Phyllis, you are not alone.
Trust me here. This girl won’t set a pinky toe anywhere near this, much less a big toe. Robin
You are definitely not alone. The majority of people I discussed the film with did not like it.
Yes Phyllis, you have once again hit the nail on the head! I grew bored with the film a few minutes in but forced myself to continue because it was getting so much play as a deep film about parallel universes (a subject I happen to be very interested in). It was, rather, a movie with comic strip-like theatrics, no real characters– and a lot of special effects. I’m guessing that the screenwriters and director expected audiences to be moved by the mother’s declaration of love for her daughter through all the worlds at the end of the movie. Now that’s a theme I could get behind! But, sadly, it left me cold. Much of contempo culture either bores or angers me with its apotheosis of trivia. this movie tried to be ‘deep’ and ended up not even mildly amusing.
I watched it for almost an hour and found it intolerable. I could not make heads or tails out of it. No, you are not alone.
Phyllis, I’m so glad you said this – now I know I’m not alone!
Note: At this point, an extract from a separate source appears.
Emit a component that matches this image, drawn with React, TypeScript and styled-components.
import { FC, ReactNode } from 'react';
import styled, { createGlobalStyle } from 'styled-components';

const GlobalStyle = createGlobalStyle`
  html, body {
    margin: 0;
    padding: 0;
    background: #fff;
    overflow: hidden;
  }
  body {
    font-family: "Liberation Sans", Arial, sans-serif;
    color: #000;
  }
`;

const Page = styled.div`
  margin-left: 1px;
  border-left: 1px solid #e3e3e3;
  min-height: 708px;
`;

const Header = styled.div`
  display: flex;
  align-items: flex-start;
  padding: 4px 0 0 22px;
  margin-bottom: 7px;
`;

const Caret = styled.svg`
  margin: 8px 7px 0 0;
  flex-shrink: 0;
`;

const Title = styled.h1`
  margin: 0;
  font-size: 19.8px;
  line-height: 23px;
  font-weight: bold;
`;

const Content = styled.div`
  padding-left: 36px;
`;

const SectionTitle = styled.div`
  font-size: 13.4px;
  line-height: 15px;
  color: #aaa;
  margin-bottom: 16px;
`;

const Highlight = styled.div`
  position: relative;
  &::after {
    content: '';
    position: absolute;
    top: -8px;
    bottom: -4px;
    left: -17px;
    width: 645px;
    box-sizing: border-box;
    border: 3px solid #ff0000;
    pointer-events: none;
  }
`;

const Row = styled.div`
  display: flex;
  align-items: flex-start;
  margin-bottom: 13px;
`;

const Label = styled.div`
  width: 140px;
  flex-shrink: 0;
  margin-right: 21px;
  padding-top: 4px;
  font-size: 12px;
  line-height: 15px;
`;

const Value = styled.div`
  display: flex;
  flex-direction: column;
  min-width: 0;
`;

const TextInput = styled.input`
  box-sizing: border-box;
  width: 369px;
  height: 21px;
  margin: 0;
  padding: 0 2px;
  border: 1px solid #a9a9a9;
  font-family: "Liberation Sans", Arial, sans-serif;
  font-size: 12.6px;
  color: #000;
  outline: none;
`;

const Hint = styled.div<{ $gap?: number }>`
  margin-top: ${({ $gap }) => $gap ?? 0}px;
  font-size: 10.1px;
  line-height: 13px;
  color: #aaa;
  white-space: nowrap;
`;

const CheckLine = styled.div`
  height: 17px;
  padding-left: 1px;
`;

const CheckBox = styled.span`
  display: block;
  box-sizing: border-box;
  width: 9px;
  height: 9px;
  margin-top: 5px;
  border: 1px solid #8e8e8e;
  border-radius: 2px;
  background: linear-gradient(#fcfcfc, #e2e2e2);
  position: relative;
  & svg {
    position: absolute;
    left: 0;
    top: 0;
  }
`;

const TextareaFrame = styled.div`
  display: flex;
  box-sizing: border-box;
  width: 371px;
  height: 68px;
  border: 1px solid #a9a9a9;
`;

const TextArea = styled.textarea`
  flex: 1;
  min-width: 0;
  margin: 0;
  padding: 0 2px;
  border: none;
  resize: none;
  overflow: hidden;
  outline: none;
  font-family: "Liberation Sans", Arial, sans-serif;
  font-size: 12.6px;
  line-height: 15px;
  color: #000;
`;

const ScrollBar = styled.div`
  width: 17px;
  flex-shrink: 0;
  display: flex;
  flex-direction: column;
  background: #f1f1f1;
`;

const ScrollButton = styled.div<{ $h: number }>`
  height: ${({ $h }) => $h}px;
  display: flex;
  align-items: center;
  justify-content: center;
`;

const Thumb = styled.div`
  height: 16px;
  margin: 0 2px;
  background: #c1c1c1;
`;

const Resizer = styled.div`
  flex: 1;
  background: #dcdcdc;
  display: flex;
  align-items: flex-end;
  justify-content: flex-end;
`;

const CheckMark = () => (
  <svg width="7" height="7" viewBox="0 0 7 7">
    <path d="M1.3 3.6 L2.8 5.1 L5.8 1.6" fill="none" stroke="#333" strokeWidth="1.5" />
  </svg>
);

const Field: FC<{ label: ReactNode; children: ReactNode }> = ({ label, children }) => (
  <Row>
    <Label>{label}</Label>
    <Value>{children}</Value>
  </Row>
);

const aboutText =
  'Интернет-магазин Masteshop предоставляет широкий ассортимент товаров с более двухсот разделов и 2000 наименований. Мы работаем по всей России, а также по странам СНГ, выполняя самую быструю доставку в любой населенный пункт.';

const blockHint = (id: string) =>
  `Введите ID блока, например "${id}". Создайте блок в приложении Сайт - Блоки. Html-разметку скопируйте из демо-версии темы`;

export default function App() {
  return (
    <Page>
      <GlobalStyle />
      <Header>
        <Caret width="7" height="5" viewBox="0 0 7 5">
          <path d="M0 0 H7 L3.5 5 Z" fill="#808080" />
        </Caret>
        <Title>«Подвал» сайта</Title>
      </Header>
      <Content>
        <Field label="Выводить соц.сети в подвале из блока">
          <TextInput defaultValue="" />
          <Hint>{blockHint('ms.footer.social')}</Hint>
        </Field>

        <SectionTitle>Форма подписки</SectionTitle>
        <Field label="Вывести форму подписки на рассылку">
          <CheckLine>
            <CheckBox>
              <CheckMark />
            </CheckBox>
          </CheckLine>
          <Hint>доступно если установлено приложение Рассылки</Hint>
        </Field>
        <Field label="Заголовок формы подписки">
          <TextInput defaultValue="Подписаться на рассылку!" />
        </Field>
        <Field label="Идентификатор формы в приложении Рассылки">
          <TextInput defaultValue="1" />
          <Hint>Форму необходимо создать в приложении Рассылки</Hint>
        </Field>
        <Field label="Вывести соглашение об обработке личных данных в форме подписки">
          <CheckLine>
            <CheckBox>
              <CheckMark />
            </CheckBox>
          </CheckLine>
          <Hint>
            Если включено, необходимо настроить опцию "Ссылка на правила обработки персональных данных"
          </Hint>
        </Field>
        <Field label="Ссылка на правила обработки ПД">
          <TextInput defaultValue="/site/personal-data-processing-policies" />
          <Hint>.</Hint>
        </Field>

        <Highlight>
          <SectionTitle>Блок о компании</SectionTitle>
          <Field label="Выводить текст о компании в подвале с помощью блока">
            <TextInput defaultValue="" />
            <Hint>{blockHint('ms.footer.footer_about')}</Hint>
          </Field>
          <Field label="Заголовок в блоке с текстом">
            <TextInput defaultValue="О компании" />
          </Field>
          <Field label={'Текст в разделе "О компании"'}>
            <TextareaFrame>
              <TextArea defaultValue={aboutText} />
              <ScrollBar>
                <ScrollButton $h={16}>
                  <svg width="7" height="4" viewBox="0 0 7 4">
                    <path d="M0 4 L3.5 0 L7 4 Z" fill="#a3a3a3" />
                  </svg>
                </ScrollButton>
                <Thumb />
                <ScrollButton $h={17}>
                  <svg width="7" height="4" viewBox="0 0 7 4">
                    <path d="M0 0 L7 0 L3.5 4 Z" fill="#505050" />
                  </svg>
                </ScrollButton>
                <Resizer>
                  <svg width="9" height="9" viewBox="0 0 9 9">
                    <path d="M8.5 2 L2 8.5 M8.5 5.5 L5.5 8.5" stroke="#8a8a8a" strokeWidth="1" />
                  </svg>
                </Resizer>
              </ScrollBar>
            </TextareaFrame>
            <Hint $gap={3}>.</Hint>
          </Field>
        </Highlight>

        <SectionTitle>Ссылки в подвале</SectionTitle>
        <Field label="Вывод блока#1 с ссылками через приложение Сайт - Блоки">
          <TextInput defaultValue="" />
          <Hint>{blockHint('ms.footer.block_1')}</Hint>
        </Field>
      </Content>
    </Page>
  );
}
I wanted to like it, I was interested in this woman’s story but all humanity was buried alive in this chaotic mess. I couldn’t follow it and all my senses felt assaulted. What a waste of great talent!
I watched it some time ago and enjoyed it well enough, in my remembrance. Like you, I enjoy these actors. But I’m also one who rather enjoys surprising disruptions in a narrative. To me, narratives are rather limited in number, whereas the Universe is limitless. So surprise and delight are fundamental experiences – rather like the pearls on a worn string (narrative). And parallel universes is a natural conceit for this point of view, so I felt it coherent enough in its way. Actually, I have an essay submitted to the New English Review upcoming in April titled, “Alpha Muse” which discusses this. Bon appetit!
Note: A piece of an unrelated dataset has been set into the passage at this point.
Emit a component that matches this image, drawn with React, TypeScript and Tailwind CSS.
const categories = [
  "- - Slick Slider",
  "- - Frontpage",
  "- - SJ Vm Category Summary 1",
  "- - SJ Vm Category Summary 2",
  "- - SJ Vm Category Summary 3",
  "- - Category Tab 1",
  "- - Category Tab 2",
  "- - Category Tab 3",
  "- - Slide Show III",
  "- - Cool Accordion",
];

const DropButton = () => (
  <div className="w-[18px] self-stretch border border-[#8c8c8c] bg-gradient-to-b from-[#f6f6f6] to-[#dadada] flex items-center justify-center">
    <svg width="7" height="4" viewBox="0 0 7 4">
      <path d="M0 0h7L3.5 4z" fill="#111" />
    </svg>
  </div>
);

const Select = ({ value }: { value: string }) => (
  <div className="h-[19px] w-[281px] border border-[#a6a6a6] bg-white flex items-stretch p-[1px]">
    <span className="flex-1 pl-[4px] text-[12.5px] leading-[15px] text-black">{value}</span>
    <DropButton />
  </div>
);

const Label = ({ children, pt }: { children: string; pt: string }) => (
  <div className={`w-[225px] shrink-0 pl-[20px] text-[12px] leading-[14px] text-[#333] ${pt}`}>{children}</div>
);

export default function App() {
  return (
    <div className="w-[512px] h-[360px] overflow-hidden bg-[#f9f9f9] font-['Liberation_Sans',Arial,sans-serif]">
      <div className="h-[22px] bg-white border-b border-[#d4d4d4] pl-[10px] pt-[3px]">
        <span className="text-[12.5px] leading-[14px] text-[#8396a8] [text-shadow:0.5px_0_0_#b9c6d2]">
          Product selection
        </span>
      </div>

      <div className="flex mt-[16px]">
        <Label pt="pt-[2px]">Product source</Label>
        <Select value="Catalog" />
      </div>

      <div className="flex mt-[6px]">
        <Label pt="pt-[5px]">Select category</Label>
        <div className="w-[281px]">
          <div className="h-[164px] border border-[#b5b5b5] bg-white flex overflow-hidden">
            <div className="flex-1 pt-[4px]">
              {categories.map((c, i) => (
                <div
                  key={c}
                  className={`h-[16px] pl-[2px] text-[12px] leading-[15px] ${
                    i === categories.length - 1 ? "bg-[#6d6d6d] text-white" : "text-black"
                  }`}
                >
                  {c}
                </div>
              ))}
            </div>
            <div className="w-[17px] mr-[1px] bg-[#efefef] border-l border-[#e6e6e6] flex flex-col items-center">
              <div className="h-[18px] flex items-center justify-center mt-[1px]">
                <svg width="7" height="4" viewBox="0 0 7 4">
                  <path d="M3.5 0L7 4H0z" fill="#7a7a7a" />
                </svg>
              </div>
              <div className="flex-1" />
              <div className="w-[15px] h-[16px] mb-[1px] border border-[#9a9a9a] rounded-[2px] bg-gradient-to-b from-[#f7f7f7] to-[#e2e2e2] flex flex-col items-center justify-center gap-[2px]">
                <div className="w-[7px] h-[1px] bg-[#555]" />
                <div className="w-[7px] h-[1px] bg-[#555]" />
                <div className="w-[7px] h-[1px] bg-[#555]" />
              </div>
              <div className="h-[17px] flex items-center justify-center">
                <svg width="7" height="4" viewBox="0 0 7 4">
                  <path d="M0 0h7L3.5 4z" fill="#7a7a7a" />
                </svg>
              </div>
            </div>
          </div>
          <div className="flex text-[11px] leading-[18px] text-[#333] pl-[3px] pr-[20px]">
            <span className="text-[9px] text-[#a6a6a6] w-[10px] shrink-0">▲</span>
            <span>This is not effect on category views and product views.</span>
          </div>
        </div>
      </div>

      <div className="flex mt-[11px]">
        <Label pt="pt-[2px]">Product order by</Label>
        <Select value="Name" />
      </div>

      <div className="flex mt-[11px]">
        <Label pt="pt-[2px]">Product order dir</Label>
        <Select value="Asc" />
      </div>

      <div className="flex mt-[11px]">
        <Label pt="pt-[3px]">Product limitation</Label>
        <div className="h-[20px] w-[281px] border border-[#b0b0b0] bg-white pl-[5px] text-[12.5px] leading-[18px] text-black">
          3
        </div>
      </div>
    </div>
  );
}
If Hollywood is enthused about something, I head the other way.
Silicon Valley billionaires seem to think we live in a Giant Simulation and that includes Elon Musk and most of Hollywood.
https://bigthink.com/the-present/2-billionaires-are-financing-an-escape-from-the-real-matrix/
From article above: “Another breakout candidate is Elon Musk, who claimed in an interview at Recode’s Code Conference 2016 that the odds of us not being in a simulation are “one in billions.” His reasoning is that with all the advancements we’ve seen already, how could it not happen?”
So, for these types such movies like this are not an escape rather they are an explanation and they make perfect sense.
All I can say is: “Oh sweet Saint of San Andreas, hear my prayer.”